For a year now, she had been taking lessons in how to be Fiona McCorkle, which was, indeed, what most people did who took lessons from Fiona, though no one else drove as far for just a weekend. The physical part was hard enough—even mature, overweight, and sun-bleached, Fiona had a grace that you couldn’t stop staring at. Her husband rode the big jumps, but Fiona put the miles on the younger horses and the badly trained horses that came to them from other stables. She rode four hours a day, and gave lessons three hours a day, and said that if Charlie Wickett ever came their way, she would be happy to meet him, but it seemed to Janet that she viewed him like a horse that had been in the stable for a while and then gone on to another owner.
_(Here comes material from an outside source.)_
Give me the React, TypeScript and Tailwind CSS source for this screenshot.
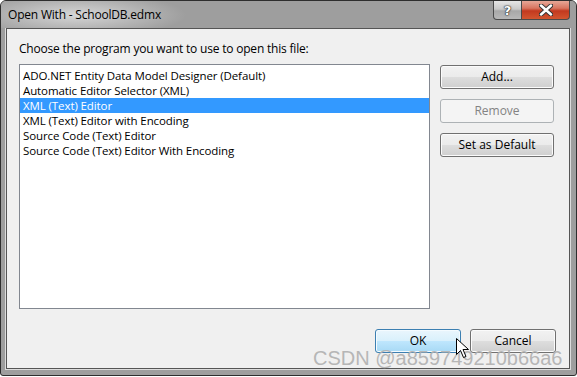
import React from "react";

const items = [
  "ADO.NET Entity Data Model Designer (Default)",
  "Automatic Editor Selector (XML)",
  "XML (Text) Editor",
  "XML (Text) Editor with Encoding",
  "Source Code (Text) Editor",
  "Source Code (Text) Editor With Encoding",
];

const font = { fontFamily: '"Open Sans", "Noto Sans", sans-serif' };

function Btn({ children, cls = "" }: { children: React.ReactNode; cls?: string }) {
  return (
    <div
      className={
        "flex items-center justify-center h-[24px] rounded-[3px] border border-[#707070] text-[12px] text-black bg-[linear-gradient(#f2f2f2_0%,#ebebeb_48%,#dddddd_52%,#cfcfcf_100%)] shadow-[inset_0_0_0_1px_#fbfbfb] " +
        cls
      }
    >
      {children}
    </div>
  );
}

export default function App() {
  return (
    <div className="relative w-[577px] h-[377px] bg-white overflow-hidden" style={font}>
      <div className="w-[577px] h-[376px] rounded-t-[6px] rounded-b-[3px] border border-[#2e2e2e] bg-[#9e9e9e] flex flex-col pl-[5px] pr-[6px] pb-[6px]">
        {/* title bar */}
        <div className="h-[27px] flex items-start relative bg-[radial-gradient(ellipse_110px_22px_at_75px_14px,#d6d6d6_0%,#bdbdbd_45%,#9e9e9e_100%)] -ml-[5px] -mr-[6px] pl-[7px] pr-[6px] rounded-t-[5px]">
          <div className="pt-[6px] text-[12px] leading-[16px] text-black tracking-[-0.2px]">Open With - SchoolDB.edmx</div>
          <div className="ml-auto flex h-[19px]">
            <div className="w-[29px] h-[19px] border border-[#4a4a4a] border-t-0 rounded-bl-[4px] bg-[linear-gradient(#e6e6e6_0%,#c9c9c9_45%,#a8a8a8_55%,#b8b8b8_100%)] flex items-center justify-center">
              <span className="text-[13px] font-bold text-white leading-none [text-shadow:0_0_1px_#222,0_0_1px_#222,0_0_2px_#333]" style={{ fontFamily: '"DejaVu Sans", sans-serif' }}>?</span>
            </div>
            <div className="w-[48px] h-[19px] border border-[#4a4a4a] border-t-0 border-l-0 rounded-br-[4px] bg-[linear-gradient(#e7a797_0%,#d87560_40%,#c2391f_55%,#d2552f_100%)] flex items-center justify-center">
              <svg width="14" height="12" viewBox="0 0 14 12">
                <path d="M2 1.5 L12 10.5 M12 1.5 L2 10.5" stroke="#333" strokeWidth="4.5" strokeLinecap="round" />
                <path d="M2 1.5 L12 10.5 M12 1.5 L2 10.5" stroke="#fff" strokeWidth="2.5" strokeLinecap="round" />
              </svg>
            </div>
          </div>
        </div>
        {/* client */}
        <div className="flex-1 border border-[#555] shadow-[0_0_0_1px_#dcdcdc] bg-[#f0f0f0] flex flex-col pl-[12px] pr-[13px]">
          <div className="mt-[12px] h-[16px] text-[12px] leading-[16px] text-black tracking-[-0.2px]">
            Choose the program you want to use to open this file:
          </div>
          <div className="flex mt-[7px]">
            <div className="w-[411px] h-[245px] border border-[#828790] bg-white pt-[3px]">
              {items.map((t, i) => (
                <div
                  key={t}
                  className={
                    "h-[15px] pl-[3px] text-[11.5px] leading-[15px] tracking-[-0.1px] " +
                    (i === 2 ? "bg-[#3399ff] text-white" : "text-black")
                  }
                >
                  {t}
                </div>
              ))}
            </div>
            <div className="ml-[10px] w-[114px] flex flex-col mt-[1px] gap-[10px]">
              <Btn>Add...</Btn>
              <div className="flex items-center justify-center h-[24px] rounded-[3px] border border-[#adb2b5] bg-[#f4f4f4] text-[12px] text-[#838383]">
                Remove
              </div>
              <Btn>Set as Default</Btn>
            </div>
          </div>
          <div className="flex justify-end mt-[20px] gap-[9px]">
            <div className="flex items-center justify-center w-[86px] h-[24px] rounded-[3px] border border-[#3c7fb1] text-[12px] text-black bg-[linear-gradient(#eaf6fd_0%,#d9f0fc_48%,#bee6fd_52%,#a7d9f5_100%)] shadow-[inset_0_0_0_1px_#f4fbff]">
              OK
            </div>
            <Btn cls="w-[86px]">Cancel</Btn>
          </div>
        </div>
      </div>
      {/* watermark */}
      <div
        className="absolute left-[313px] top-[351px] text-[20px] leading-[15px] text-[#b0b0b0] opacity-90"
        style={{ fontFamily: '"Liberation Sans", Arial, sans-serif' }}
      >
        CSDN @a859749210b66a6
      </div>
      {/* cursor */}
      <svg className="absolute left-[456px] top-[338px]" width="14" height="22" viewBox="0 0 14 22">
        <path d="M0.5 0.5 L0.5 16.5 L4.5 12.5 L7.5 19.5 L10 18.5 L7 11.5 L12.5 11.5 Z" fill="#fff" stroke="#000" strokeWidth="1" strokeLinejoin="round" />
      </svg>
    </div>
  );
}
When Fiona was on a horse, any horse, she settled in, made only the slightest moves, and that horse conformed happily to Fiona’s intentions. Fiona said that her nervous system took over the
horse’s nervous system, and the interchange was in the small of her back—if it remained flexible and alive, supported by her abdominal muscles, then the two of them could float here and there, at any gait, doing anything, and be happy. She offered no advice about any other part of Janet’s life; in fact, they didn’t talk, as most women did, about husbands, children, clothes, hair, politics, cooking, or books. They talked about horses, flexion, strength, forward motion, tendons, back muscles, bits, and theories of horseshoeing. Was Fiona happy with her husband? Did she have a big mortgage and money problems? Janet had no idea, and suspected that Fiona didn’t even know Jared’s name, though it was right there on the checks Janet wrote for lessons and horses.